The Insurers behind our scheme are also exceptional, very pro-active on settling claims - we've had payments made on a straight forward claims within 24 hrs. They take a very fair view on claims, unlike some insurers where you have to battle to get a claim or even liability agreed.

Our scheme is also flexible and we've been specialists in this for over 16 years now. I can talk all day about the joys of Nighthawk Black Honda paint and paint correction, even more about VTEC 

To draw a comparison, we are the professional detailer offering a decent package with skilled and experienced people. The alternative "non-advised" sales from the online offerings are the cheap petrol station handwash, yeah you get a policy schedule, but they didn't clean your wheel arches, used truck wash on your paint and when you look closely, your car is covered in scratches. Was the saving really worth it when you wanted the best for you and your business and for things to be done properly?
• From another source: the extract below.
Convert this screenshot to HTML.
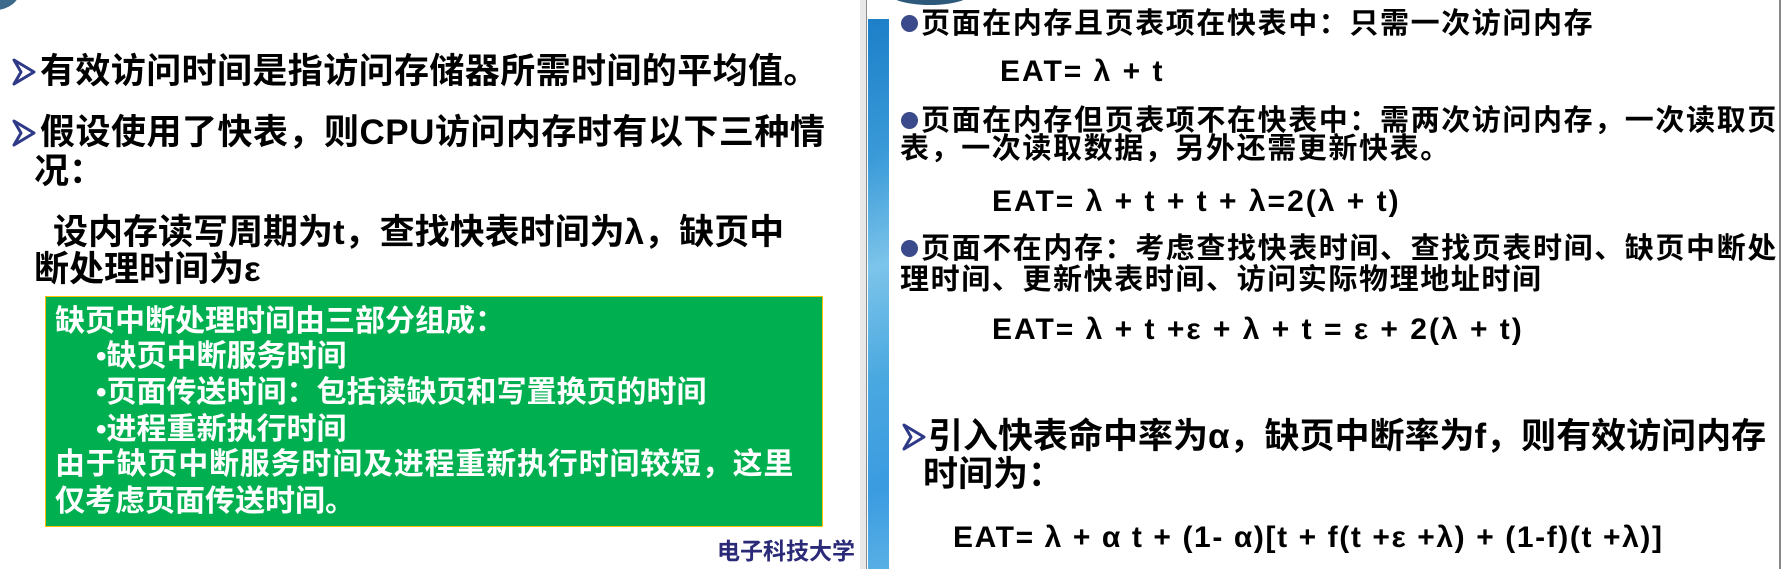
<!DOCTYPE html>
<html><head><meta charset="utf-8"><style>
body{margin:0;width:1789px;height:569px;background:#fff;position:relative;overflow:hidden;font-family:"Liberation Sans","Noto Sans CJK SC",sans-serif;font-weight:bold;color:#000}
.t{position:absolute;white-space:nowrap;line-height:1}
.L{font-size:35px}
.g{font-size:30px;color:#fff}
.R{font-size:29px;letter-spacing:1.6px}
.E{font-size:30px;font-family:"Liberation Sans",sans-serif;letter-spacing:2px}
.arr{position:absolute}
.dot{position:absolute;width:17px;height:17px;border-radius:50%;background:#3b4a8a}
</style></head><body>
<div style="position:absolute;left:-30px;top:-30px;width:50px;height:40px;border-radius:50%;background:#3d6a8a"></div>
<svg class="arr" style="left:12px;top:58px" width="24" height="28" viewBox="0 0 24 28"><path d="M2 2 L22 14 L2 26 L9 14 Z" fill="#fff" stroke="#2e3a87" stroke-width="3" stroke-linejoin="round"/></svg>
<div class="t L" style="left:40px;top:54px;letter-spacing:0.4px">有效访问时间是指访问存储器所需时间的平均值。</div>
<svg class="arr" style="left:12px;top:119px" width="24" height="28" viewBox="0 0 24 28"><path d="M2 2 L22 14 L2 26 L9 14 Z" fill="#fff" stroke="#2e3a87" stroke-width="3" stroke-linejoin="round"/></svg>
<div class="t L" style="left:40px;top:115px;letter-spacing:0.5px">假设使用了快表，则CPU访问内存时有以下三种情</div>
<div class="t L" style="left:34px;top:154px">况：</div>
<div class="t L" style="left:53px;top:215px">设内存读写周期为t，查找快表时间为λ，缺页中</div>
<div class="t L" style="left:34px;top:252px">断处理时间为ε</div>
<div style="position:absolute;left:45px;top:296px;width:776px;height:229px;background:#00b050;border:1px solid #ffc000"></div>
<div class="t g" style="left:55px;top:307px">缺页中断处理时间由三部分组成：</div>
<div class="t g" style="left:96px;top:342px">•缺页中断服务时间</div>
<div class="t g" style="left:96px;top:378px">•页面传送时间：包括读缺页和写置换页的时间</div>
<div class="t g" style="left:96px;top:415px">•进程重新执行时间</div>
<div class="t g" style="left:55px;top:450px;letter-spacing:0.8px">由于缺页中断服务时间及进程重新执行时间较短，这里</div>
<div class="t g" style="left:55px;top:487px">仅考虑页面传送时间。</div>
<div class="t" style="left:717px;top:540px;font-size:23px;color:#2a2a78">电子科技大学</div>
<div style="position:absolute;left:860px;top:0;width:7px;height:569px;background:#e8e8e8;border-right:1px solid #8a8a8a;box-sizing:border-box"></div>
<div style="position:absolute;left:868px;top:19px;width:21px;height:550px;background:linear-gradient(160deg,#1c7fc8 0%,#3a9ad8 25%,#7cc4ea 45%,#4aa8e0 65%,#3a9be0 85%,#5ab0e6 100%)"></div>
<div style="position:absolute;left:885px;top:-25px;width:90px;height:30px;border-radius:50%;background:#2d5a7a"></div>
<div style="position:absolute;left:1779px;top:0;width:2px;height:569px;background:#888"></div>
<div class="dot" style="left:901px;top:15px"></div>
<div class="t R" style="left:921px;top:10px">页面在内存且页表项在快表中：只需一次访问内存</div>
<div class="t E" style="left:1000px;top:57px">EAT= λ + t</div>
<div class="dot" style="left:901px;top:112px"></div>
<div class="t R" style="left:921px;top:107px">页面在内存但页表项不在快表中：需两次访问内存，一次读取页</div>
<div class="t R" style="left:900px;top:135px">表，一次读取数据，另外还需更新快表。</div>
<div class="t E" style="left:992px;top:187px">EAT= λ + t + t + λ=2(λ + t)</div>
<div class="dot" style="left:901px;top:240px"></div>
<div class="t R" style="left:921px;top:235px">页面不在内存：考虑查找快表时间、查找页表时间、缺页中断处</div>
<div class="t R" style="left:900px;top:266px">理时间、更新快表时间、访问实际物理地址时间</div>
<div class="t E" style="left:992px;top:315px">EAT= λ + t +ε + λ + t = ε + 2(λ + t)</div>
<svg class="arr" style="left:902px;top:423px" width="24" height="28" viewBox="0 0 24 28"><path d="M2 2 L22 14 L2 26 L9 14 Z" fill="#fff" stroke="#2e3a87" stroke-width="3" stroke-linejoin="round"/></svg>
<div class="t" style="left:928px;top:419px;font-size:35px">引入快表命中率为α，缺页中断率为f，则有效访问内存</div>
<div class="t" style="left:923px;top:457px;font-size:35px">时间为：</div>
<div class="t E" style="left:953px;top:523px;letter-spacing:1.6px">EAT= λ + α t + (1- α)[t + f(t +ε +λ) + (1-f)(t +λ)]</div>
</body></html>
Also, how many Insurers live on places like this and the FB pages, learning all the time, adapting their policies if needs be to suit, and contributing what they can.

Hope that helps


----------



## ridders66 (May 24, 2019)

When I was self employed there were plenty of companies to choose from to get insurance. You need public liability insurance, you may even get it included with your driving insurance, what used to be called a motor traders policy. When I was working for myself detailing back in the 1980s, I had public liability and a traders policy which enabled me to drive a vehicle up to the value of £200K, and I was only 23 at the time. I seem to remember that it wasn't crazy money at the time, but it was years ago. I used Co Operative Insurance for my needs then.
I now use a family broker company for all my insurance needs, who can pretty much find you the perfect cover for your needs, https://www.backhouse.co.uk


----------



## Shiny (Apr 23, 2007)

Motor Trade insurance is ridiculously expensive for under 25s these days, several thousand of pounds with restricted vehicle indemnity limits. Some Motor Trade Road Risks policies have Public Liability available as an add-on, but they exclude any damage to vehicles whilst being worked upon, as do pretty much most Public Liability Insurers.


----------



## silver_v (May 18, 2009)

My mind went blank. 

So yeah, service indemnity and public liability is what I need. 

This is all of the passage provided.